WASHINGTON: Central bank digital currencies can co-exist with privately issued cryptocurrencies as the dual monetary system evolves, according to the International Monetary Fund.
Today’s dual monetary system involves privately issued money – by banks, telecom companies or specialist payment providers – built on a foundation of publicly issued money by central banks, the IMF said in a blog post, report agencies.“This system offers advantages, including innovation and product diversity, mostly provided by the private sector, and stability and efficiency, ensured by the public sector,” Tobias Adrian, the IMF’s financial counsellor and director of its monetary and capital markets department, and deputy division chief Tommaso Mancini-Griffoli, said in the co-authored post.
The world’s largest central banks – and even some of the smaller ones – are toying with the idea of issuing digital currencies, or the electronic equivalent of cash.
Unlike privately issued cryptocurrencies such as Bitcoin and Ethereum, central bank digital currencies do not work on the concept of mining. The People’s Bank of China aims to become the world’s first central bank to issue a digital currency as part of its push to internationalise the yuan and reduce its dependence on the global dollar payment system. In Sweden, already the world’s least cash dependent economy, the Riksbank has also begun testing the e-krona.
The European Central Bank and Bank of England have both launched consultations on digital currencies, while the Bank of Japan and the US Federal Reserve have so far taken a back seat.

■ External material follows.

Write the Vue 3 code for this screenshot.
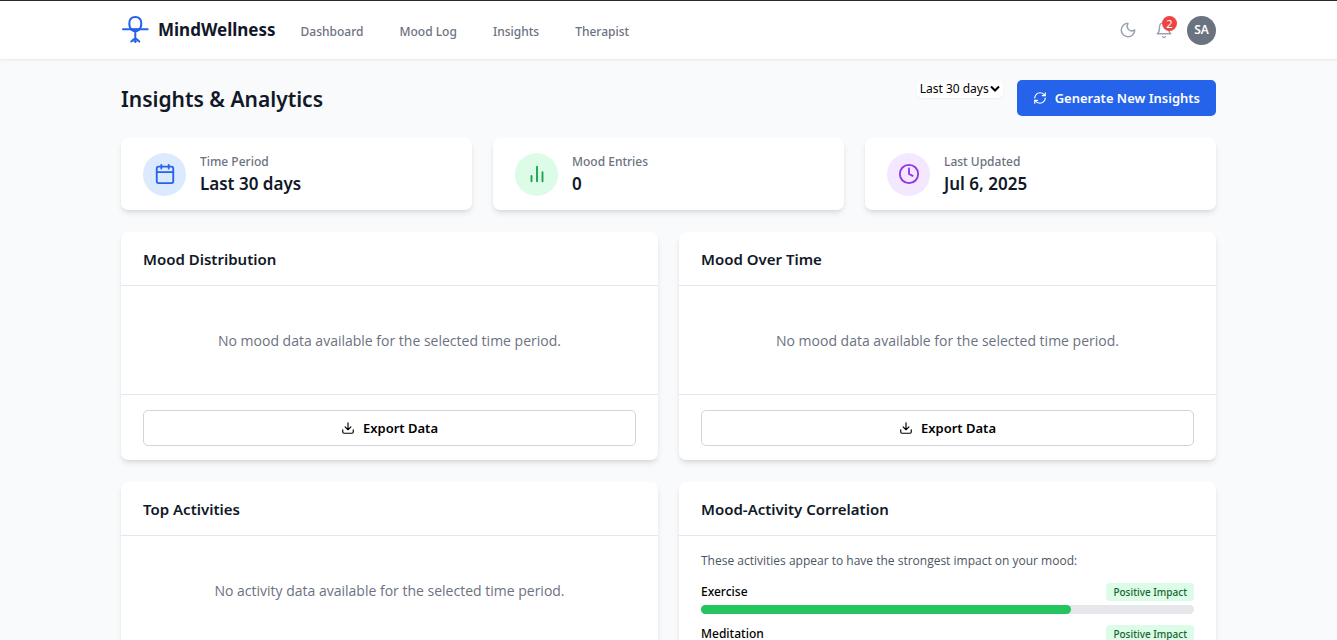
<script setup>
import { ref } from 'vue'

const period = ref('Last 30 days')
const links = ['Dashboard', 'Mood Log', 'Insights', 'Therapist']
const stats = [
  { label: 'Time Period', value: 'Last 30 days', tone: 'blue', icon: 'calendar' },
  { label: 'Mood Entries', value: '0', tone: 'green', icon: 'bars' },
  { label: 'Last Updated', value: 'Jul 6, 2025', tone: 'purple', icon: 'clock' },
]
const charts = ['Mood Distribution', 'Mood Over Time']
const correlations = [
  { name: 'Exercise', percent: 75 },
  { name: 'Meditation', percent: 65 },
]
</script>

<template>
  <div class="page">
    <header class="topbar">
      <div class="container bar">
        <a class="brand" href="#">
          <svg class="brand-icon" viewBox="0 0 28 28" fill="none" stroke="currentColor" stroke-width="2" stroke-linecap="round" stroke-linejoin="round">
            <path d="M8.300 7.500c0-4 2.300-6.500 6-6.500s6 2.500 6 6.500c0 3-.8 5-2.500 6.500-1.800 1.500-5.200 1.500-7 0-1.700-1.500-2.500-3.500-2.500-6.500Z" />
            <path d="M2 13.300h24.700M14.300 15.500v10.500M14.300 22l-4 3.600M14.300 22l4 3.600" />
            <path d="M11 13.300h6.600l-1.600 1.700h-3.400Z" stroke-width="1.500" />
            <path d="M12.800 25.300h3" stroke-width="1" />
          </svg>
          <span>MindWellness</span>
        </a>
        <nav class="nav">
          <a v-for="link in links" :key="link" href="#">{{ link }}</a>
        </nav>
        <div class="tools">
          <button class="tool" type="button" aria-label="Toggle dark mode">
            <svg viewBox="0 0 24 24" fill="none" stroke="currentColor" stroke-width="2" stroke-linecap="round" stroke-linejoin="round">
              <path d="M20.985 12.486a9 9 0 1 1-9.473-9.472c.405-.022.617.46.402.803a6 6 0 0 0 8.268 8.268c.344-.215.825-.004.803.401" />
            </svg>
          </button>
          <button class="tool" type="button" aria-label="Notifications">
            <svg viewBox="0 0 24 24" fill="none" stroke="currentColor" stroke-width="2" stroke-linecap="round" stroke-linejoin="round">
              <path d="M6 8a6 6 0 0 1 12 0c0 7 3 9 3 9H3s3-2 3-9" />
              <path d="M10.300 21a1.940 1.940 0 0 0 3.400 0" />
            </svg>
            <span class="badge">2</span>
          </button>
          <button class="avatar" type="button">SA</button>
        </div>
      </div>
    </header>

    <main class="container content">
      <div class="heading">
        <h1>Insights &amp; Analytics</h1>
        <div class="actions">
          <div class="select-wrap">
            <select v-model="period" aria-label="Time period">
              <option>Last 7 days</option>
              <option>Last 30 days</option>
              <option>Last 90 days</option>
            </select>
            <svg class="caret" viewBox="0 0 10 8" fill="none" stroke="currentColor" stroke-width="2">
              <path d="M1 1.500l4 4 4-4" />
            </svg>
          </div>
          <button class="primary" type="button">
            <svg class="small-icon" viewBox="0 0 24 24" fill="none" stroke="currentColor" stroke-width="2" stroke-linecap="round" stroke-linejoin="round">
              <path d="M3 12a9 9 0 0 1 9-9 9.750 9.750 0 0 1 6.740 2.740L21 8" />
              <path d="M21 3v5h-5" />
              <path d="M21 12a9 9 0 0 1-9 9 9.750 9.750 0 0 1-6.740-2.740L3 16" />
              <path d="M8 16H3v5" />
            </svg>
            Generate New Insights
          </button>
        </div>
      </div>

      <section class="stats">
        <article v-for="s in stats" :key="s.label" class="card stat">
          <div class="disc" :class="s.tone">
            <svg viewBox="0 0 24 24" fill="none" stroke="currentColor" stroke-width="2" stroke-linecap="round" stroke-linejoin="round">
              <template v-if="s.icon === 'calendar'">
                <rect x="3" y="4" width="18" height="18" rx="2" />
                <path d="M8 2v4M16 2v4M3 10h18" />
              </template>
              <path v-else-if="s.icon === 'bars'" d="M6 20v-6M12 20V4M18 20V10" />
              <template v-else>
                <circle cx="12" cy="12" r="10" />
                <path d="M12 6v6l4 2" />
              </template>
            </svg>
          </div>
          <div>
            <p class="stat-label">{{ s.label }}</p>
            <p class="stat-value">{{ s.value }}</p>
          </div>
        </article>
      </section>

      <section class="panels">
        <article v-for="title in charts" :key="title" class="card">
          <h2>{{ title }}</h2>
          <p class="empty">No mood data available for the selected time period.</p>
          <footer>
            <button class="export" type="button">
              <svg class="small-icon" viewBox="0 0 24 24" fill="none" stroke="currentColor" stroke-width="2" stroke-linecap="round" stroke-linejoin="round">
                <path d="M21 15v4a2 2 0 0 1-2 2H5a2 2 0 0 1-2-2v-4" />
                <path d="M7 10l5 5 5-5M12 15V3" />
              </svg>
              Export Data
            </button>
          </footer>
        </article>

        <article class="card">
          <h2>Top Activities</h2>
          <p class="empty">No activity data available for the selected time period.</p>
        </article>

        <article class="card">
          <h2>Mood-Activity Correlation</h2>
          <div class="impact">
            <p>These activities appear to have the strongest impact on your mood:</p>
            <div v-for="c in correlations" :key="c.name" class="activity">
              <div class="activity-head">
                <span class="activity-name">{{ c.name }}</span>
                <span class="tag">Positive Impact</span>
              </div>
              <div class="track">
                <div class="fill" :style="{ width: c.percent + '%' }"></div>
              </div>
            </div>
          </div>
        </article>
      </section>
    </main>
  </div>
</template>

<style>
body {
  background: #f9fafb;
}
</style>

<style scoped>
.page {
  height: 100vh;
  overflow: hidden;
  background: #f9fafb;
  color: #111827;
  font-family: "Noto Sans", "Open Sans", sans-serif;
  font-size: 13px;
  line-height: 18px;
}
h1, h2, p {
  margin: 0;
}
a {
  color: inherit;
  text-decoration: none;
}
button, select {
  margin: 0;
  border: 0;
  font: inherit;
  cursor: pointer;
}
.container {
  box-sizing: border-box;
  max-width: 1151px;
  margin: 0 auto;
  padding: 0 28px;
}
.topbar {
  border-top: 1px solid #2b2a2d;
  background: #fff;
  box-shadow: 0 1px 2px rgba(0, 0, 0, 0.08);
}
.bar {
  display: flex;
  align-items: center;
  height: 58px;
}
.brand {
  display: flex;
  align-items: center;
  gap: 9px;
  font-size: 17px;
  font-weight: 700;
}
.brand-icon {
  width: 28px;
  height: 28px;
  color: #2563eb;
}
.nav {
  display: flex;
  gap: 36px;
  margin-left: 25px;
  padding-top: 3px;
  color: #6b7280;
  font-size: 12px;
  font-weight: 500;
}
.tools {
  display: flex;
  align-items: center;
  gap: 14px;
  margin-left: auto;
}
.tool {
  position: relative;
  display: flex;
  padding: 2px;
  background: none;
  color: #9ca3af;
}
.tool:nth-child(2) {
  margin-right: -2px;
}
.tool svg {
  width: 18px;
  height: 18px;
}
.badge {
  position: absolute;
  top: -3px;
  right: -2px;
  width: 15px;
  height: 15px;
  border-radius: 50%;
  background: #ef4444;
  color: #fff;
  font-size: 11px;
  line-height: 15px;
  text-align: center;
}
.avatar {
  width: 29px;
  height: 29px;
  padding: 0;
  border-radius: 50%;
  background: #6b7280;
  color: #fff;
  font-size: 12px;
  font-weight: 600;
}
.content {
  padding-top: 21px;
}
.heading {
  display: flex;
  align-items: center;
  justify-content: space-between;
  margin-bottom: 22px;
}
h1 {
  padding-top: 2px;
  font-size: 21px;
  line-height: 28px;
  font-weight: 600;
}
.actions {
  display: flex;
  align-items: flex-start;
  gap: 14px;
}
.select-wrap {
  position: relative;
}
select {
  display: block;
  appearance: none;
  height: 18px;
  padding: 0 13px 0 3px;
  border-radius: 5px;
  background: #fff;
  box-shadow: 0 1px 2px rgba(0, 0, 0, 0.05);
  color: #000;
  font-size: 12px;
  line-height: 18px;
}
.caret {
  position: absolute;
  top: 5px;
  right: 3px;
  width: 10px;
  height: 8px;
  color: #000;
  pointer-events: none;
}
.primary, .export {
  display: flex;
  align-items: center;
  justify-content: center;
  gap: 8px;
  height: 36px;
  padding: 0 16px;
  border-radius: 5px;
  font-size: 13px;
  font-weight: 600;
}
.primary {
  background: #2563eb;
  color: #fff;
}
.small-icon {
  width: 14px;
  height: 14px;
}
.card {
  border-radius: 7px;
  background: #fff;
  box-shadow: 0 4px 6px -1px rgba(0, 0, 0, 0.1), 0 2px 4px -2px rgba(0, 0, 0, 0.1);
}
.stats {
  display: grid;
  grid-template-columns: repeat(3, 1fr);
  gap: 21px;
  margin-bottom: 22px;
}
.stat {
  display: flex;
  align-items: center;
  gap: 14px;
  padding: 14px 22px;
}
.disc {
  display: flex;
  align-items: center;
  justify-content: center;
  width: 43px;
  height: 43px;
  border-radius: 50%;
}
.disc svg {
  width: 22px;
  height: 22px;
}
.blue {
  background: #dbeafe;
  color: #2563eb;
}
.green {
  background: #dcfce7;
  color: #16a34a;
}
.purple {
  background: #f3e8ff;
  color: #9333ea;
}
.stat-label {
  padding-top: 1px;
  color: #6b7280;
  font-size: 12px;
  font-weight: 500;
}
.stat-value {
  font-size: 17px;
  line-height: 25px;
  font-weight: 600;
}
.panels {
  display: grid;
  grid-template-columns: repeat(2, 1fr);
  gap: 22px 21px;
}
h2 {
  padding: 16px 22px 15px;
  border-bottom: 1px solid #e5e7eb;
  font-size: 15px;
  line-height: 22px;
  font-weight: 600;
}
.empty {
  padding: 46px 22px 44px;
  color: #6b7280;
  font-family: "Open Sans", "Noto Sans", sans-serif;
  font-size: 14px;
  text-align: center;
}
footer {
  padding: 15px 22px 14px;
  border-top: 1px solid #e5e7eb;
}
.export {
  width: 100%;
  border: 1px solid #d1d5db;
  background: #fff;
  color: #000;
}
.impact {
  padding: 16px 22px 22px;
}
.impact p {
  margin-bottom: 13px;
  color: #4b5563;
  font-family: "Open Sans", "Noto Sans", sans-serif;
  font-size: 12px;
}
.activity {
  margin-bottom: 11px;
}
.activity-head {
  display: flex;
  align-items: center;
  justify-content: space-between;
  margin-bottom: 4px;
}
.activity-name {
  color: #000;
  font-size: 12px;
  font-weight: 500;
}
.tag {
  padding: 0 7px;
  border-radius: 4px;
  background: #dcfce7;
  color: #166534;
  font-size: 10px;
  font-weight: 500;
}
.track {
  height: 9px;
  border-radius: 5px;
  background: #e5e7eb;
}
.fill {
  height: 100%;
  border-radius: 5px;
  background: #22c55e;
}
</style>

Meanwhile, central banks should not face a choice between either offering their own digital currencies or encouraging the private sector to provide a digital variant. The two can complement each other, the IMF blog’s co-authors said. The option of redemption into a central bank currency, be it notes, coins or central bank reserves held by selected banks, is essential for stability, interoperability, innovation and diversity of privately issued money, according to the Washington-based lender.